Find your people and lean on them.

I had mentors I could call and say, “Hey, here’s what I’m thinking. Am I way off?” You need that. Whether it’s someone who’s been down the road before or a peer who sees things differently than you, it helps keep you grounded.

Find your people is one of Inflexion’s Five Shifts. They guide school leaders in achieving meaningful transformation and success.

Read more about the five shifts in this toolkit.

Let your team lead.

When our staff came back from AVID training, they didn’t just go back to their classrooms. They became our PD team. They led the work. They knew what their colleagues needed, and they helped shape how we rolled things out. That kind of ownership matters.

Don’t ignore the data. Just get help with it.

I’m not a numbers person, but I knew some of my staff needed to see the data. So I found people who could help me gather it, break it down, and make it meaningful. That helped us tell a story both in numbers and in impact.
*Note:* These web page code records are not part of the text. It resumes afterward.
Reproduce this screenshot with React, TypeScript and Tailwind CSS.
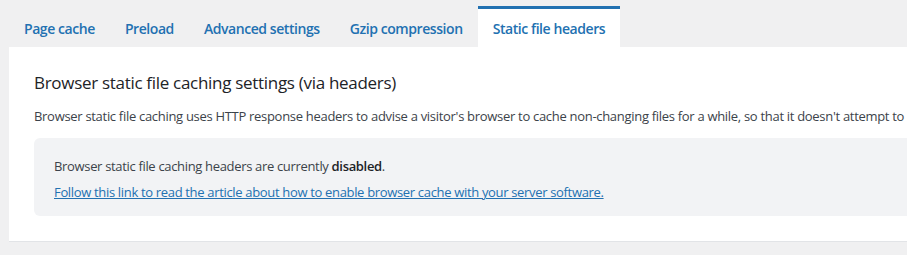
const tabs = ['Page cache', 'Preload', 'Advanced settings', 'Gzip compression', 'Static file headers'];

export default function App() {
  const active = 'Static file headers';
  return (
    <div className="w-[907px] h-[255px] overflow-hidden bg-[#f0f0f1] text-[#3c434a]" style={{ fontFamily: '"Open Sans", sans-serif' }}>
      {/* Tabs */}
      <div className="flex items-end h-[47px] pl-[9px]">
        {tabs.map((t) => (
          <div
            key={t}
            className={
              t === active
                ? 'h-[41px] px-[15px] flex items-center bg-white border-t-[3px] border-[#2271b1] text-[14px] font-semibold text-[#2271b1] tracking-[-0.43px]'
                : 'h-[41px] px-[15px] pt-[3px] flex items-center text-[14px] font-semibold text-[#2271b1] tracking-[-0.43px]'
            }
          >
            {t}
          </div>
        ))}
      </div>

      {/* Panel */}
      <div className="ml-[9px] bg-white h-[195px] border-b border-[#e2e4e7] pl-[25px] pt-[23px] overflow-hidden">
        <h2 className="text-[17px] font-medium text-[#1d2327] leading-[26px] tracking-[-0.3px] whitespace-nowrap">
          Browser static file caching settings (via headers)
        </h2>
        <p className="mt-[11px] text-[13px] leading-[18px] whitespace-nowrap tracking-[-0.3px]">
          Browser static file caching uses HTTP response headers to advise a visitor's browser to cache non-changing files for a while, so that it doesn't attempt to
        </p>
        <div className="mt-[13px] bg-[#f2f3f5] rounded-l-[6px] h-[78px] pl-[20px] pt-[19px] text-[13px] leading-[18px] tracking-[-0.33px] whitespace-nowrap">
          <p>
            Browser static file caching headers are currently <strong className="font-semibold text-[#1d2327]">disabled</strong>.
          </p>
          <a href="#" className="block mt-[8px] text-[#2271b1] underline">
            Follow this link to read the article about how to enable browser cache with your server software.
          </a>
        </div>
      </div>
    </div>
  );
}
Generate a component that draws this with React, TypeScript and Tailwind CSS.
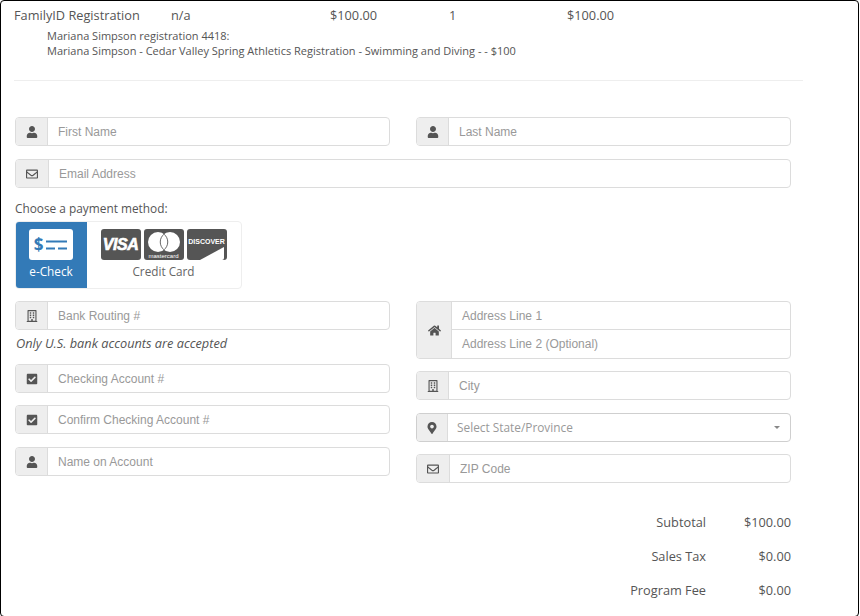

Street data can help with telling the story outside of attendance, test scores, behavior referrals, graduation rates, and more. It is the qualitative, human-centered insights gathered directly from those closest to the classroom experience—students, families, and educators. 

Read more about street data.

Make sure your team fits together.

When you’re hiring or forming teams, don’t just go for who you like or who thinks like you. Ask yourself, “What does this person bring that we don’t already have?” You want a full team, not just a room full of visionaries or skeptics. You need balance.

What I Learned, and What I’d Tell Any Leader

Our AVID implementation wasn’t just about introducing a program. It was about shifting the way we worked together as a school. It centered student needs, invested in teacher leadership, and created systems that outlasted any one person. We took the time to do it right. We built trust. We stayed focused. And we stayed grounded in the reason we started in the first place: our students.

If you’re starting this kind of work, my advice is simple. Start small. Start strong. Bring people with you. And never lose sight of who the work is for. The students will always show you the way forward.